Time-dependent study of the dynamics of the collision-induced intramultiplet mixing of Ca(4s4p( 3P J)) by helium at 750 K following pulsed dye-laser generation of Ca(4s4p( 3P 1))

Abstract

We present a kinetic study in the time-domain of the collisionally-induced intramultiplet mixing within Ca(4s4p( 3P J )), 1.888 eV above the 4s 2( 1S 0) electronic ground state. Ca(4s4p( 3P 1)) was generated by the pulsed dye-laser excitation of calcium vapour at λ=657.3 nm (Ca(4s4p( 3P 1))←Ca(4s 2( 1S 0)) at elevated temperature ( T=750 K). The time-dependent evolution of the concentrations of the individual spin-orbit states, Ca(4 3P 0,1,2), where the J=0–1 and 1–2 separations are 52.2 and 105.8 cm −1, were monitored in the presence of helium by laser-induced fluorescence fluorescence (LIF) of the 4s5s( 3S 1)-4s4p( 3P J ) transitions using a second dye-laser, delayed by means of varying optical path length. The resonance transitions at λ=610.3, 612,2 and 616.2 nm ( 3S 1- 3P 0,1,2, respectively) were normalized, to allow for variations in laser output, and monitored in the time regime 0–50 ns for pressures of He in the range 1–15 Torr, during which diffusion and spontaneous emission from Ca( 3P 1) could be totally neglected, the 3P 0,2 states being, so-called, “reservoir states”. The rate equations for [Ca( 3P 0,1,2)] were solved analytically and then convoluted numerically with the digitized forms of the 1S- 3P excitation laser and the LIF probe laser. Absolute rate data for the collisionally-induced spin-orbit processes in both directions, J=2-1, 1-0, 2-0, and the reverse, are reported.

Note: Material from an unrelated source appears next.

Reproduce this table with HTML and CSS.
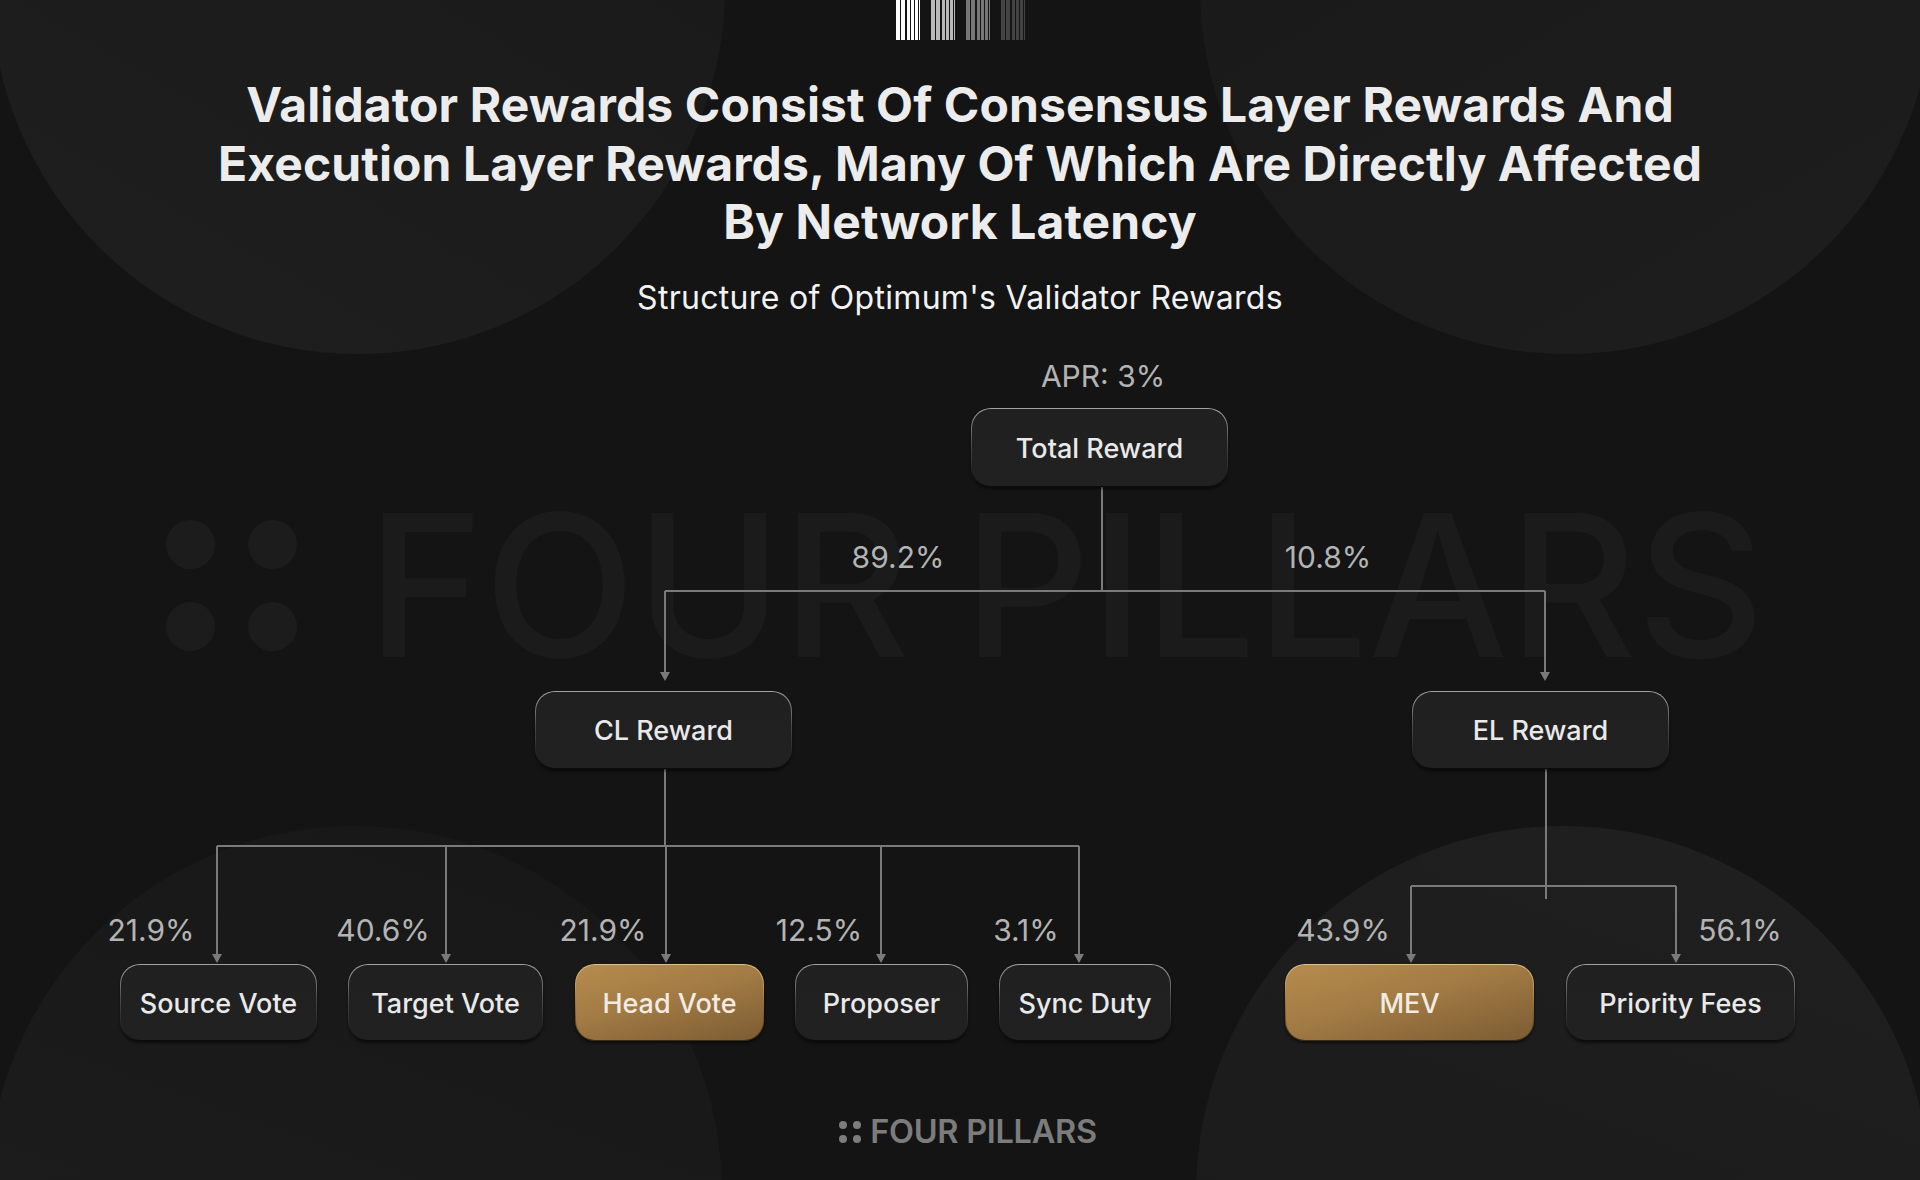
FILE: index.html
```html
<!DOCTYPE html>
<html lang="en">
<head>
<meta charset="utf-8">
<title>Structure of Optimum's Validator Rewards</title>
<link rel="stylesheet" href="styles.css">
</head>
<body>
<div class="canvas">
  <div class="orb orb-tl"></div>
  <div class="orb orb-tr"></div>
  <div class="orb orb-bl"></div>
  <div class="orb orb-br"></div>

  <div class="watermark" aria-hidden="true">
    <div class="wm-dots"><span></span><span></span><span></span><span></span></div>
    <div class="wm-text">FOUR PILLARS</div>
  </div>

  <header class="head">
    <div class="barcode">
      <svg class="bars b1" viewBox="0 0 24 40" width="24" height="40"><rect x="0" y="0" width="4" height="40"/><rect x="4" y="0" width="1" height="40" class="mid"/><rect x="5" y="0" width="4" height="40"/><rect x="9" y="0" width="2" height="40" class="mid"/><rect x="11" y="0" width="3" height="40"/><rect x="14" y="0" width="1" height="40" class="dk"/><rect x="15" y="0" width="3" height="40"/><rect x="18" y="0" width="1" height="40" class="mid"/><rect x="19" y="0" width="3" height="40"/><rect x="23" y="0" width="1" height="40"/></svg>
      <svg class="bars b2" viewBox="0 0 24 40" width="24" height="40"><rect x="0" y="0" width="4" height="40"/><rect x="4" y="0" width="1" height="40" class="mid"/><rect x="5" y="0" width="4" height="40"/><rect x="9" y="0" width="2" height="40" class="mid"/><rect x="11" y="0" width="3" height="40"/><rect x="14" y="0" width="1" height="40" class="dk"/><rect x="15" y="0" width="3" height="40"/><rect x="18" y="0" width="1" height="40" class="mid"/><rect x="19" y="0" width="3" height="40"/><rect x="23" y="0" width="1" height="40"/></svg>
      <svg class="bars b3" viewBox="0 0 24 40" width="24" height="40"><rect x="0" y="0" width="4" height="40"/><rect x="4" y="0" width="1" height="40" class="mid"/><rect x="5" y="0" width="4" height="40"/><rect x="9" y="0" width="2" height="40" class="mid"/><rect x="11" y="0" width="3" height="40"/><rect x="14" y="0" width="1" height="40" class="dk"/><rect x="15" y="0" width="3" height="40"/><rect x="18" y="0" width="1" height="40" class="mid"/><rect x="19" y="0" width="3" height="40"/><rect x="23" y="0" width="1" height="40"/></svg>
      <svg class="bars b4" viewBox="0 0 24 40" width="24" height="40"><rect x="0" y="0" width="4" height="40"/><rect x="4" y="0" width="1" height="40" class="mid"/><rect x="5" y="0" width="4" height="40"/><rect x="9" y="0" width="2" height="40" class="mid"/><rect x="11" y="0" width="3" height="40"/><rect x="14" y="0" width="1" height="40" class="dk"/><rect x="15" y="0" width="3" height="40"/><rect x="18" y="0" width="1" height="40" class="mid"/><rect x="19" y="0" width="3" height="40"/><rect x="23" y="0" width="1" height="40"/></svg>
    </div>
    <h1 class="title">Validator Rewards Consist Of Consensus Layer Rewards And<br>Execution Layer Rewards, Many Of Which Are Directly Affected<br>By Network Latency</h1>
    <p class="subtitle">Structure of Optimum's Validator Rewards</p>
  </header>

  <section class="diagram">
    <svg class="links" width="1920" height="720" viewBox="0 0 1920 720">
      <g class="line">
        <path d="M1102 147 V251"/>
        <path d="M665 251 H1545"/>
        <path d="M665 251 V334"/>
        <path d="M1545 251 V334"/>
        <path d="M665 429 V506"/>
        <path d="M217 506 H1079"/>
        <path d="M217 506 V616"/>
        <path d="M446 506 V616"/>
        <path d="M666 506 V616"/>
        <path d="M881 506 V616"/>
        <path d="M1079 506 V616"/>
        <path d="M1546 429 V559"/>
        <path d="M1411 546 H1676"/>
        <path d="M1411 546 V616"/>
        <path d="M1676 546 V616"/>
      </g>
      <g class="head-arrow">
        <path d="M660 332 H670 L665 341 Z"/>
        <path d="M1540 332 H1550 L1545 341 Z"/>
        <path d="M212 614 H222 L217 623 Z"/>
        <path d="M441 614 H451 L446 623 Z"/>
        <path d="M661 614 H671 L666 623 Z"/>
        <path d="M876 614 H886 L881 623 Z"/>
        <path d="M1074 614 H1084 L1079 623 Z"/>
        <path d="M1406 614 H1416 L1411 623 Z"/>
        <path d="M1671 614 H1681 L1676 623 Z"/>
      </g>
    </svg>

    <div class="pct pct-apr">APR: 3%</div>
    <div class="node node-total">Total Reward</div>

    <div class="pct pct-mid" style="left:898px">89.2%</div>
    <div class="pct pct-mid" style="left:1328px">10.8%</div>

    <div class="node node-mid" style="left:535px">CL Reward</div>
    <div class="node node-mid" style="left:1412px">EL Reward</div>

    <div class="pct pct-low" style="left:151px">21.9%</div>
    <div class="pct pct-low" style="left:383px">40.6%</div>
    <div class="pct pct-low" style="left:603px">21.9%</div>
    <div class="pct pct-low" style="left:819px">12.5%</div>
    <div class="pct pct-low" style="left:1026px">3.1%</div>
    <div class="pct pct-low" style="left:1343px">43.9%</div>
    <div class="pct pct-low" style="left:1740px">56.1%</div>

    <div class="node node-leaf" style="left:120px;width:197px">Source Vote</div>
    <div class="node node-leaf" style="left:348px;width:195px">Target Vote</div>
    <div class="node node-leaf gold" style="left:575px;width:189px">Head Vote</div>
    <div class="node node-leaf" style="left:795px;width:173px">Proposer</div>
    <div class="node node-leaf" style="left:999px;width:172px">Sync Duty</div>
    <div class="node node-leaf gold" style="left:1285px;width:249px">MEV</div>
    <div class="node node-leaf" style="left:1566px;width:229px">Priority Fees</div>
  </section>

  <footer class="brand">
    <div class="brand-dots"><span></span><span></span><span></span><span></span></div>
    <span class="brand-name">FOUR PILLARS</span>
  </footer>
</div>
</body>
</html>
```

FILE: styles.css
```css
* { box-sizing: border-box; }

html, body {
  margin: 0;
  padding: 0;
  background: #141414;
}

body {
  font-family: Inter, "Noto Sans", "Liberation Sans", sans-serif;
  color: #ececec;
}

.canvas {
  position: relative;
  width: 1920px;
  height: 1180px;
  overflow: hidden;
  background: #141414;
  display: flex;
  flex-direction: column;
  align-items: center;
}

/* decorative background discs */
.orb {
  position: absolute;
  width: 734px;
  height: 734px;
  border-radius: 50%;
  z-index: 0;
}
.orb-tl {
  left: -9px;
  top: -380px;
  background: linear-gradient(30deg, #1f1f1f 0%, #1b1b1b 55%, #181818 100%);
}
.orb-tr {
  left: 1200px;
  top: -380px;
  background: linear-gradient(150deg, #181818 0%, #1b1b1b 50%, #1e1e1e 100%);
}
.orb-bl {
  left: -12px;
  top: 826px;
  background: linear-gradient(20deg, #1e1e1e 0%, #1a1a1a 60%, #171717 100%);
}
.orb-br {
  left: 1196px;
  top: 826px;
  background: linear-gradient(200deg, #202020 0%, #1c1c1c 50%, #191919 100%);
}

/* giant watermark */
.watermark {
  position: absolute;
  left: 166px;
  top: 486px;
  display: flex;
  align-items: center;
  gap: 70px;
  z-index: 0;
}
.wm-dots {
  display: grid;
  grid-template-columns: 49px 49px;
  grid-template-rows: 49px 49px;
  gap: 33px;
}
.wm-dots span {
  border-radius: 50%;
  background: #1c1c1c;
}
.wm-text {
  font-size: 198px;
  line-height: 198px;
  font-weight: 500;
  color: #1b1b1b;
  letter-spacing: 0;
  white-space: nowrap;
}

/* header */
.head {
  position: relative;
  z-index: 1;
  display: flex;
  flex-direction: column;
  align-items: center;
}
.barcode {
  display: flex;
  gap: 11px;
  height: 40px;
  margin-left: 1px;
}
.bars { display: block; }
.bars rect { fill: currentColor; }
.bars rect.mid { fill: #141414; opacity: 0.55; }
.bars rect.dk { fill: #141414; }
.b1 { color: #ffffff; }
.b2 { color: #b9b9b9; }
.b3 { color: #767676; }
.b4 { color: #434343; }

.title {
  margin: 36px 0 0;
  font-size: 48px;
  line-height: 58.5px;
  font-weight: 700;
  text-align: center;
  color: #ececec;
  letter-spacing: 0.1px;
}
.subtitle {
  margin: 27px 0 0;
  font-size: 32px;
  line-height: 38px;
  font-weight: 400;
  color: #f2f2f2;
  letter-spacing: 0.3px;
}

/* diagram canvas */
.diagram {
  position: relative;
  z-index: 1;
  width: 1920px;
  height: 720px;
  margin-top: 23px;
  flex: none;
}
.links {
  position: absolute;
  left: 0;
  top: 0;
}
.line path {
  fill: none;
  stroke: #7a7a7a;
  stroke-width: 2;
}
.head-arrow path {
  fill: #7a7a7a;
}

.pct {
  position: absolute;
  transform: translateX(-50%);
  font-size: 30px;
  line-height: 40px;
  color: #b3b3b3;
  white-space: nowrap;
}
.pct-apr { left: 1103px; top: 16px; }
.pct-mid { top: 197px; }
.pct-low { top: 570px; }

.node {
  position: absolute;
  display: flex;
  align-items: center;
  justify-content: center;
  font-size: 27px;
  font-weight: 500;
  color: #e9e9e9;
  white-space: nowrap;
  border-radius: 20px;
  border: 1.5px solid transparent;
  padding-top: 2px;
  background:
    linear-gradient(#202020, #212121) padding-box,
    linear-gradient(180deg, #a3a3a3 0%, #4a4a4a 45%, #262626 80%, #0b0b0b 100%) border-box;
  box-shadow: 0 2px 3px rgba(0, 0, 0, 0.55);
}
.node-total { left: 971px; top: 68px; width: 257px; height: 79px; }
.node-mid { top: 351px; width: 257px; height: 78px; }
.node-leaf { top: 624px; height: 77px; }

.node.gold {
  color: #f1ebe2;
  background:
    linear-gradient(165deg, #b68b4d 0%, #a27b44 45%, #7c5c33 100%) padding-box,
    linear-gradient(180deg, #e0c08c 0%, #9a7442 50%, #3a2a15 100%) border-box;
}

/* footer brand */
.brand {
  position: relative;
  z-index: 1;
  margin-top: 52px;
  display: flex;
  align-items: center;
  gap: 9px;
  height: 40px;
  padding-left: 16px;
}
.brand-dots {
  display: grid;
  grid-template-columns: 8px 8px;
  grid-template-rows: 8px 8px;
  gap: 6px;
}
.brand-dots span {
  border-radius: 50%;
  background: #7c7c7c;
}
.brand-name {
  font-size: 32.5px;
  line-height: 40px;
  font-weight: 600;
  color: #7c7c7c;
  letter-spacing: -0.3px;
}
```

These results, determined from concentration profiles for Ca( 3P 0,1,2) determined in the time-domain for fixed pressures of He, are compared with analogous cross section data for Ca( 3P J )+He determined from molecular beams using J state selection optical pumping laser methods at a fixed time with varying low pressures of He and also with the results of recent quantum close-coupling calculations.